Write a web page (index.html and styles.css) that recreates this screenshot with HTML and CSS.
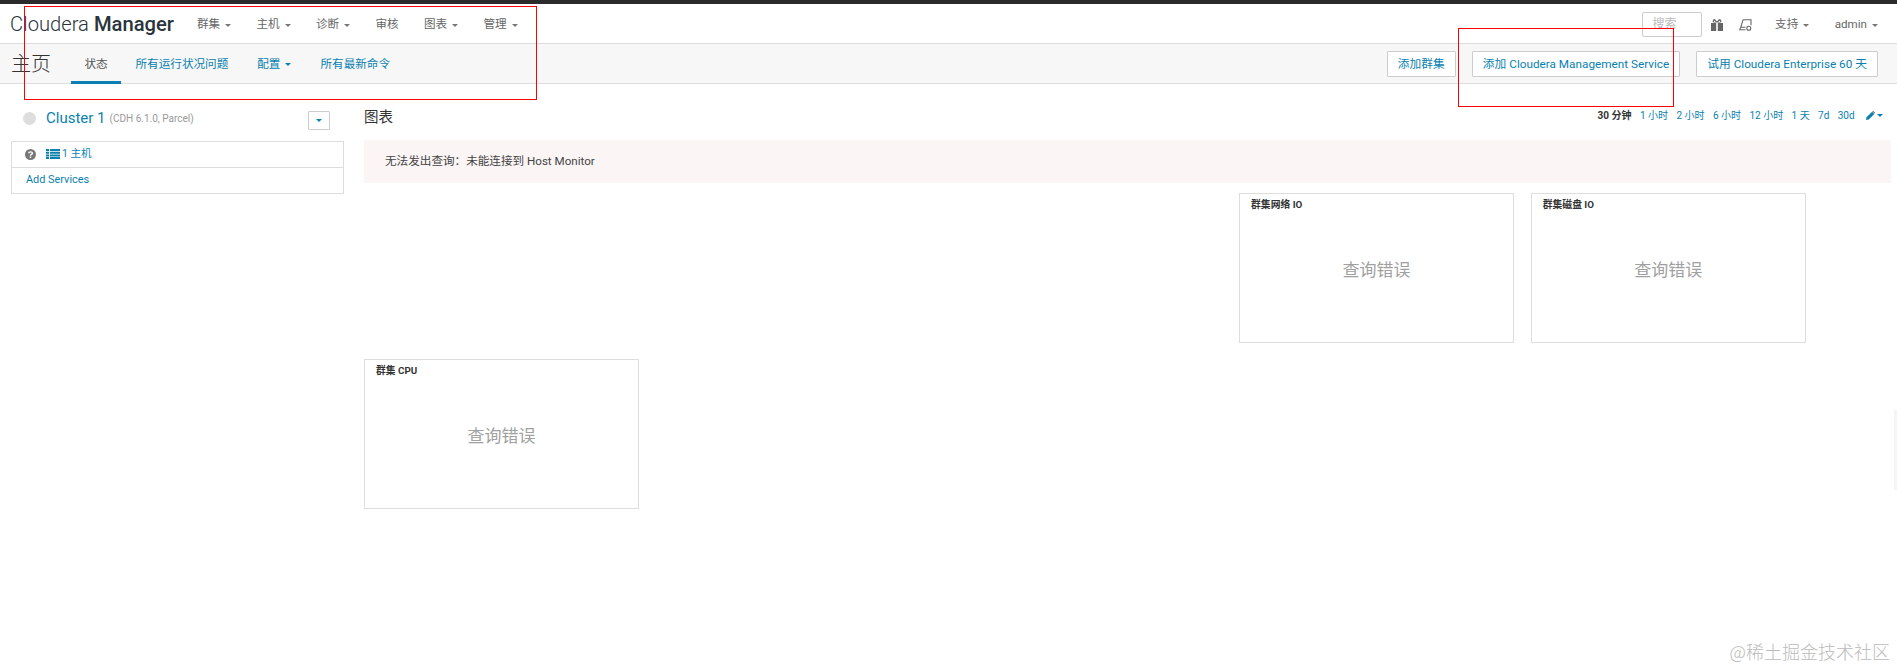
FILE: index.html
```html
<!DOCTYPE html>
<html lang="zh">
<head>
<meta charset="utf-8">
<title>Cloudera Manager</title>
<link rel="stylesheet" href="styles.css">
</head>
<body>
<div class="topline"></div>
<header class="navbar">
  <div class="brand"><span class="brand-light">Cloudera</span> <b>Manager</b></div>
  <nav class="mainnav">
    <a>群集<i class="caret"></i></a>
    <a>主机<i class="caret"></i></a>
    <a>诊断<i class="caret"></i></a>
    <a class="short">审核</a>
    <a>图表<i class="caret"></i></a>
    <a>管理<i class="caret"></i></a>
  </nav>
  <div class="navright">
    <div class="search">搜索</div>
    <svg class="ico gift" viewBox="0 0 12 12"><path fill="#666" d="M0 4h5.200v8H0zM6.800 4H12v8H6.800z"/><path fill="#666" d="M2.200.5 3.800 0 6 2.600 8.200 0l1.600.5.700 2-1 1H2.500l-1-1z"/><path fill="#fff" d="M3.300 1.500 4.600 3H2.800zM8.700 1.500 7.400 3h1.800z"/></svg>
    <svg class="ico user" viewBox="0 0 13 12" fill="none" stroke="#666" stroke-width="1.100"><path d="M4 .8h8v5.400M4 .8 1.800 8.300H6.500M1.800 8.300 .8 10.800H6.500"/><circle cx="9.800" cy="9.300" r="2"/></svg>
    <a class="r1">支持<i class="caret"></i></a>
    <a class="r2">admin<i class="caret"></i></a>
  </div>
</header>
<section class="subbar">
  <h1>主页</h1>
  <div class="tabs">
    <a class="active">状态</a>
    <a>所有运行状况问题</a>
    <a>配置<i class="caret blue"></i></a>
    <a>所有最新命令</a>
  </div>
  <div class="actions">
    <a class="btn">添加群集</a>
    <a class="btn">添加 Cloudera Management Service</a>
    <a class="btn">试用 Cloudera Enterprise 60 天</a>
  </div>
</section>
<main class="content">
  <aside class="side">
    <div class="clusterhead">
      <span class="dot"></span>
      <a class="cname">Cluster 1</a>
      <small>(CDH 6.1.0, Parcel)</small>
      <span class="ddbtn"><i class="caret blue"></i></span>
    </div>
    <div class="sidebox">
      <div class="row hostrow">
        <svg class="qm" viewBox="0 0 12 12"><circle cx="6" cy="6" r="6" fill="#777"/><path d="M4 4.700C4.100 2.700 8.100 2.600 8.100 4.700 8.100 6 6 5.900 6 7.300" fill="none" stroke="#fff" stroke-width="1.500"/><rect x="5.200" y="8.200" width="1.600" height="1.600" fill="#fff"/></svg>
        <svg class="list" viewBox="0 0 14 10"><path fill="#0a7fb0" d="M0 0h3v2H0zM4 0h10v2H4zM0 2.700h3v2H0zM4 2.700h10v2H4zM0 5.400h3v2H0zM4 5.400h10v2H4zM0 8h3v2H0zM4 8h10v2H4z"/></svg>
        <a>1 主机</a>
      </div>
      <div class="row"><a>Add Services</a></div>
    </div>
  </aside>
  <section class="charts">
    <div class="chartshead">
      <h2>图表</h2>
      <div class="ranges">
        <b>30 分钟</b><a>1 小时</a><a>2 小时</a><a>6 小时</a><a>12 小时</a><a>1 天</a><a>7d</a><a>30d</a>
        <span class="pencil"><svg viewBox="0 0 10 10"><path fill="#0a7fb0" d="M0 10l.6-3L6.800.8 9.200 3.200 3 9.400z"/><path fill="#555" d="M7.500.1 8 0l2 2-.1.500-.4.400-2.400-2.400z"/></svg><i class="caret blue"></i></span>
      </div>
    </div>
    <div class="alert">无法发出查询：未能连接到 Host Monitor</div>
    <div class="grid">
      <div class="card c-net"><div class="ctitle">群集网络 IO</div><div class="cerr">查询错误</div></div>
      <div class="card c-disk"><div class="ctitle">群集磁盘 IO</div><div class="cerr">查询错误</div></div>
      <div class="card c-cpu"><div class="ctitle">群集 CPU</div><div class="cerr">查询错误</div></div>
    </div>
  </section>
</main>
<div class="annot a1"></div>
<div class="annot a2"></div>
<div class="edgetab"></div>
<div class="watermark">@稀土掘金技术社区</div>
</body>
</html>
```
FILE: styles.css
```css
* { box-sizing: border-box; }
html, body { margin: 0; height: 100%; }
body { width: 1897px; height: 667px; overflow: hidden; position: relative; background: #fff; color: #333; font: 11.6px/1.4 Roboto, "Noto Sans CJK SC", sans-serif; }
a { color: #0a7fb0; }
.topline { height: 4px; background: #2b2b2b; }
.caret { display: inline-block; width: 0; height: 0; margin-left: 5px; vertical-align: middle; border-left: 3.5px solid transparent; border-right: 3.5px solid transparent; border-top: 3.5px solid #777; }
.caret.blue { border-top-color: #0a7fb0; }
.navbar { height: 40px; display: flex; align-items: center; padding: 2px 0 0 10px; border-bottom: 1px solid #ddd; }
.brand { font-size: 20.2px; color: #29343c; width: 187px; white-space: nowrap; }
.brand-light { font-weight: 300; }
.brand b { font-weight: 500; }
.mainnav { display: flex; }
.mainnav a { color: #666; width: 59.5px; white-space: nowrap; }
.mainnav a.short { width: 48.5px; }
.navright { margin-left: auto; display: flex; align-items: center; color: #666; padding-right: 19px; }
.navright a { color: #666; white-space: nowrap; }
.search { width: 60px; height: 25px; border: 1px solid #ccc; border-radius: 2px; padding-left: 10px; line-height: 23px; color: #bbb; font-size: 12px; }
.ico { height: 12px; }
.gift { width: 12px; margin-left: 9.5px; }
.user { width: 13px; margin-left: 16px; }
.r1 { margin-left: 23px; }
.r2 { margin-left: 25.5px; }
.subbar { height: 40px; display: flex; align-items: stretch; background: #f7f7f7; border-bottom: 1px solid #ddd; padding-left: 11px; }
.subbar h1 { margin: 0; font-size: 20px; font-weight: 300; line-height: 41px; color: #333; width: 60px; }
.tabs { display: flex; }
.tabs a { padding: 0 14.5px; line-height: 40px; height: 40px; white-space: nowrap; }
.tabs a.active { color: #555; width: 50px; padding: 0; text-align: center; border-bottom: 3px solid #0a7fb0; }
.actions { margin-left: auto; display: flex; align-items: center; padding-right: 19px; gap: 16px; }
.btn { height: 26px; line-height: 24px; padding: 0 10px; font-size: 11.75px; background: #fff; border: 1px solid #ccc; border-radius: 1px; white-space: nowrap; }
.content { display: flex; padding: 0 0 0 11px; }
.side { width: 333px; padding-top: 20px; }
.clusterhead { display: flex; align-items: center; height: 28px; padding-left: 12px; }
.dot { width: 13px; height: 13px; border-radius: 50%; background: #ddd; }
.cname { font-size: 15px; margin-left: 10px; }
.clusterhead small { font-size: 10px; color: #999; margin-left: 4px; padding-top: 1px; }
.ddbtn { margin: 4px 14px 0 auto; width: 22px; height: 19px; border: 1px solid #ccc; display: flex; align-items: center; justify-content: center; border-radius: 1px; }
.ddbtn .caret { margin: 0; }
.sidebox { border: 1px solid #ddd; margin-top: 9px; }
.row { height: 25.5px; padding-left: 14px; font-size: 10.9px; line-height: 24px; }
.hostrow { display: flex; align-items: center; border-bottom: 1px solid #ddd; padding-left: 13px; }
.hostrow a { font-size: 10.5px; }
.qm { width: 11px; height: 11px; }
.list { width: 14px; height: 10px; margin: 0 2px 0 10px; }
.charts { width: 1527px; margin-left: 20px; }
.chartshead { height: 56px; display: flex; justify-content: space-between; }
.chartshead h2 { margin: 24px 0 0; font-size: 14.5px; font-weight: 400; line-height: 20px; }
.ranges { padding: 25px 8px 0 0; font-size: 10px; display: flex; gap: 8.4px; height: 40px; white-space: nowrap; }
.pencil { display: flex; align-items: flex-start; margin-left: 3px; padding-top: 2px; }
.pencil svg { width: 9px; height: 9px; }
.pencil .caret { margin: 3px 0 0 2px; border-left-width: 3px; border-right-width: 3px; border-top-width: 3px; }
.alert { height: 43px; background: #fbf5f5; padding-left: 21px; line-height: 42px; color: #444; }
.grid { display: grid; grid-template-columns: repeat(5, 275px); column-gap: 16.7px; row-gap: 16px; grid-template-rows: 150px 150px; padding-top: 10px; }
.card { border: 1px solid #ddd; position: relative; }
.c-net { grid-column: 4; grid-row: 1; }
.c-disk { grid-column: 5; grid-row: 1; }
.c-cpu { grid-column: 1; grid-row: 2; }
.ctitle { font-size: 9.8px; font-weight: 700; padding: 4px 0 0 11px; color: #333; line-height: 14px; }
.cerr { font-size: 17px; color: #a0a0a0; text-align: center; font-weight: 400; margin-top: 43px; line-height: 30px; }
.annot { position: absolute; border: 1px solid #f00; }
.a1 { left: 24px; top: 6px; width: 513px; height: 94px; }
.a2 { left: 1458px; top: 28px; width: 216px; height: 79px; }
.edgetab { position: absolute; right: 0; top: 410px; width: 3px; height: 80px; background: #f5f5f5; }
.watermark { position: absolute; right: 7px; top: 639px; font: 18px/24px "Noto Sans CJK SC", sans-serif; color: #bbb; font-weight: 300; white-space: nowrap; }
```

- The request -
Using the material above, work out how many lines contain the string "styles". Give that number alone.

- Worked solution -
3